Enhancing Akismet with reCAPTCHA: Simple Spam Filter (0.5)

4 Comments
19 Jan

The really Simple Spam Filter plugin I wrote a couple months back has been doing a great job at blocking the really obvious spam. Since it’s release, the plugin has actually blocked about 90% of all comment spam that flows in, which is pretty good for just a couple quick anti-spam filters. The remaining 10% are easily caught by the excellent Akismet plugin. Unfortunately, Akismet still incorrectly identifies a legit comment as spam once in a while, so I still need to manually dig through the spam queue and un-spam the real comments.

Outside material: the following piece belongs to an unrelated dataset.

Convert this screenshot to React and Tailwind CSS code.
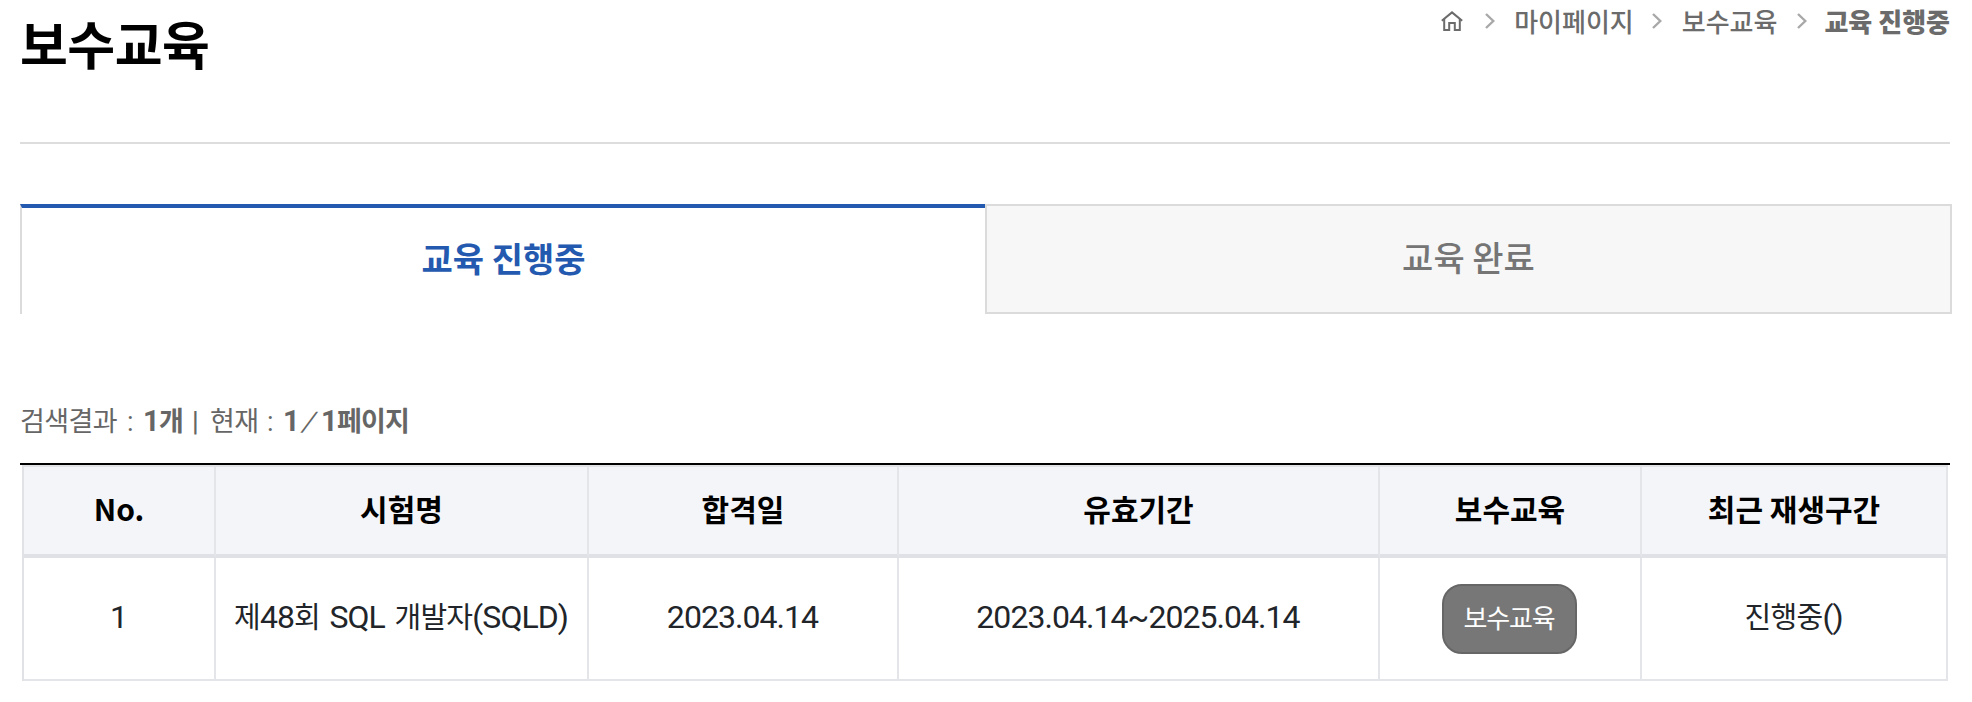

So to help cut down spam even more, I updated the Simple Spam Filter to install a captcha from the reCAPTCHA web service. But instead of making everybody pass a captcha test before being allowed to comment (which I think is not very user friendly), the plugin will only display a captcha if a comment gets flagged as spam, either by one of the plugin’s anti-spam filters or by Akismet. This means that most people should never see a captcha when leaving comments. Take a look at the screenshot on the right to see this in action. If the captcha is successfully passed, then the comment is immediately posted. However, if the captcha is not passed, then the comment is immediately discarded.

So if you’re using the Akismet plugin and want to dramatically cut down comment spams even more, give the updated Simple Spam Filter a try.

Feel free to leave a comment here to let me know how it works with your blog, or if you have any suggestions :)

Posted on Saturday, Jan 19th 2008 at 11:04 pm

4 comments

  1. # Ben Maurer Jan 20, 2008

    Hi,

    I’m one of the engineers on the reCAPTCHA team. I think this is a fantastic idea. It’d be great to see if the hooks to enable this type of filter could be merged in to the default Akismet plugin.

    - Ben

  2. # Arpit jacob Jan 21, 2008

    I get a tons of trackback spam. A solution for that would be helpful. Also not too keen on having a third party CAPTCHA service running on my blog.

  3. # Joe Tan Jan 21, 2008

    Thanks for the suggestions Arpit about trackback spam… i’m not sure if it’s possible to do some sort of verification with trackback/pings, since I dont think there’s a way to send a message back to the trackback originator…

    I had thought about having the plugin create it’s own captcha, but the reCAPTCHA service was the easiest and fastest to get up and running. Also, I want to remind you that the captcha will only display if a comment gets flagged as spam… so hopefully, most users won’t ever see it :) And since the recaptcha service actually uses an IFRAME to load and display the captcha, it won’t slow down anything on your server.

  4. # Randy Aldrich Jan 21, 2008

    I’ve had something like this on my todo list for quite a while. I’m glad someone else wrote it so I didn’t have to. I’m very glad it hooks into akismet although I wish the captcha system was just local and it didn’t depend on another system.